Fatalities expected to increase in suicide blast in Syria

At least 48 people dead, over 100 injured after truck bomb exploded near security headquarters in the city of Qamishli, Hasaka.

A man walks by a damaged site after bomb blasts claimed by DAESH hit the northeastern Syrian city of Qamishli near the Turkish border. July 27, 2016.
TRT World and Agencies

A man walks by a damaged site after bomb blasts claimed by DAESH hit the northeastern Syrian city of Qamishli near the Turkish border. July 27, 2016.

A bomb blast in the Syrian city of Qamishli on Wednesday killed 48 people and left dozens more wounded. The attack is believed to be among the deadliest in the city for years, the British-based Syrian Obervatory for Human Rights said.

A large truck bomb was set off near the security headquarters of the Kurdish administration that controls most of Hasaka province in the northeast, said the Observatory.

The death toll is expected to rise because of the number of people seriously injured, added the Observatory.

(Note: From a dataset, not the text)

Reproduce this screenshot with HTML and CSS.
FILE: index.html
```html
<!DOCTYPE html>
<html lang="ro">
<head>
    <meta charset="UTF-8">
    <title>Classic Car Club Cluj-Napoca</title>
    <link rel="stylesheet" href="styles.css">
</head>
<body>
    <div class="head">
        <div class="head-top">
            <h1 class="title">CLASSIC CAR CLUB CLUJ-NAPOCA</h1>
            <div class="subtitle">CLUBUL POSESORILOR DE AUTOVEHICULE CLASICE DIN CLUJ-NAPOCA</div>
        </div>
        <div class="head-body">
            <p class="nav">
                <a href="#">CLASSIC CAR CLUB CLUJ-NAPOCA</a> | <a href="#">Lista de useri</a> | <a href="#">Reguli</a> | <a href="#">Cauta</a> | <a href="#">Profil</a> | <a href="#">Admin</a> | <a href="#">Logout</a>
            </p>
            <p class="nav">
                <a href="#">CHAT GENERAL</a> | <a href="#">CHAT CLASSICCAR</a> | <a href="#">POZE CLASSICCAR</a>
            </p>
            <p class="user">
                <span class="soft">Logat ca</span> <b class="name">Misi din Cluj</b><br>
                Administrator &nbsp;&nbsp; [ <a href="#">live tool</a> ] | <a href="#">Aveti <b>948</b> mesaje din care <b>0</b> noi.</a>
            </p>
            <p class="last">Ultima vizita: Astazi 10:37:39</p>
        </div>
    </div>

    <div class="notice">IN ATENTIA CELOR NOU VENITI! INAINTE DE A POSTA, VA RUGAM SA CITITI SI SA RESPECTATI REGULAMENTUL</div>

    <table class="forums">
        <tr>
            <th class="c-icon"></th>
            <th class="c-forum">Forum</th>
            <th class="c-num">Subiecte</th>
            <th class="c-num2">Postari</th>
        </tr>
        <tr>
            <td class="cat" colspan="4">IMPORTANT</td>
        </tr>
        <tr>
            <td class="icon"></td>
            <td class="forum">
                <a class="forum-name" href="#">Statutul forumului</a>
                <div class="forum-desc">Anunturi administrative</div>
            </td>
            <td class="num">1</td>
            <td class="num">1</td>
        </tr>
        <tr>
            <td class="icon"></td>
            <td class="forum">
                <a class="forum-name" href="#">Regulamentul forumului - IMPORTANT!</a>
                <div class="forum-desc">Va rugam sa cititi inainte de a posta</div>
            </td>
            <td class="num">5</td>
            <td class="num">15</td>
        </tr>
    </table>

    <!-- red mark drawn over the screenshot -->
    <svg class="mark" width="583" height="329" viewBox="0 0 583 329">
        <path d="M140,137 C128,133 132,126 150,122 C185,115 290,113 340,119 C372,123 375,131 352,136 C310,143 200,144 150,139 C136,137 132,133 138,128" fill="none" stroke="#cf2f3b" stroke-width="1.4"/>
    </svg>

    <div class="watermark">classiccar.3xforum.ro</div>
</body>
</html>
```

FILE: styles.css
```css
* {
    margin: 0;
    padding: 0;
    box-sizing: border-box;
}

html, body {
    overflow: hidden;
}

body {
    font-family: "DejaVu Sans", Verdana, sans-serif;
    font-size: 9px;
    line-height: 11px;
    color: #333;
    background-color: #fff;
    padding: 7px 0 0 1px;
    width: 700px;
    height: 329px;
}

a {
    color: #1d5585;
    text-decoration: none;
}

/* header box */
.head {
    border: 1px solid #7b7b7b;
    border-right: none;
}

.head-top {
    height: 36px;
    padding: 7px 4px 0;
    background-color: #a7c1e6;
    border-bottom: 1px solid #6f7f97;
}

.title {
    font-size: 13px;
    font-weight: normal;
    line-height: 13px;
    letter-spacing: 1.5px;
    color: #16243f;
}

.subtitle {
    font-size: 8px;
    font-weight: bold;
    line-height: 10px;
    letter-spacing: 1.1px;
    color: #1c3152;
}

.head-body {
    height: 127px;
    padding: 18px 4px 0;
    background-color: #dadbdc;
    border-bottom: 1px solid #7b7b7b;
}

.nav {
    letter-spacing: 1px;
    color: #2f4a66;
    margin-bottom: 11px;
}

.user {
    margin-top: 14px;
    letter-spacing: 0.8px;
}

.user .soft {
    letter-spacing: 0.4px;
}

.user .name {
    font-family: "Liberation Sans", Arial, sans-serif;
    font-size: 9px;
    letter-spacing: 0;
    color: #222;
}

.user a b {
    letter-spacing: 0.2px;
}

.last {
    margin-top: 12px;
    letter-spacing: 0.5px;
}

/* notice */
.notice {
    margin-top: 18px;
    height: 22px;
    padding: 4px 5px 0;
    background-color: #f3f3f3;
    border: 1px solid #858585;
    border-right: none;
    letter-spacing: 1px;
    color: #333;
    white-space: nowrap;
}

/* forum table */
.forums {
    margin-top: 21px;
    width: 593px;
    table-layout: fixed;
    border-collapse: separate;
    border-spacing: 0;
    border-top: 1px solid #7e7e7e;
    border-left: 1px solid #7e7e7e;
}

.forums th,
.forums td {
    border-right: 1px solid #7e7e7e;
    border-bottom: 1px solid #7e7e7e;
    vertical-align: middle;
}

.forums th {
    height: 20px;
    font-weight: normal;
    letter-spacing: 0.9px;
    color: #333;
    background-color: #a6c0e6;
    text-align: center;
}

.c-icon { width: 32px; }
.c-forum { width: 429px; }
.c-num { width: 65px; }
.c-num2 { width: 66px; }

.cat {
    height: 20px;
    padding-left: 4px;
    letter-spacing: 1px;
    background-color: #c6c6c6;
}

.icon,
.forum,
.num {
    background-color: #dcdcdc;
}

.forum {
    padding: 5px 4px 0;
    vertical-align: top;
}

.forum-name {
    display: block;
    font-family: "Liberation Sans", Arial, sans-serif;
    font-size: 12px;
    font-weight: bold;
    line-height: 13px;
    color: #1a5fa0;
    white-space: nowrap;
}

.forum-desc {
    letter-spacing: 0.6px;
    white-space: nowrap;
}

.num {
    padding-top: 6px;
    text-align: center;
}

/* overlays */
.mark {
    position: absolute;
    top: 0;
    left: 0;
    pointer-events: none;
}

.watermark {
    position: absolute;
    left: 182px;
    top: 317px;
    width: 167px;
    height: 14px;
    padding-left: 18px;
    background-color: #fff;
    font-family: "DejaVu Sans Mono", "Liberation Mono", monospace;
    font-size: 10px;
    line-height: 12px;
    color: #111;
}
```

The official SANA news agency said at least 140 people were injured.

The attack was initially believed to be a double bombing, but sources in the city and the Syrian Observatory for Human Rights subsequently said the initial attack caused a gas tank to detonate.

State TV rolled footage from the scene of the blast, showing large-scale damage to buildings, vast amounts of rubble strewn across the road with plumes of smoke rising.

The explosion was so powerful that it shattered windows in shops in the nearby Turkish town of Nusaybin which is directly across the border from where the blast occurred. Two people were slightly hurt in Nusaybin, a witness said.

The attack was claimed by DAESH.

The assault against DAESH in the city of Manbij, near the Turkish border, has put it under pressure, cutting off all routes out of the city. Fighters from the US-backed alliance have recently made incremental advances as they try to flush out the remaining DAESH fighters in Manbij.

DAESH has previously targeted Qamishli and the provincial capital, Hasaka city with bombs. A suicide blast killed six members of the Kurdish internal security force, known as the Asayish, in April. In July, a suicide bomb killed at least 16 people in Hasaka.

Kurdish forces control much of Hasaka province, after capturing vast areas from the DAESH in 2015.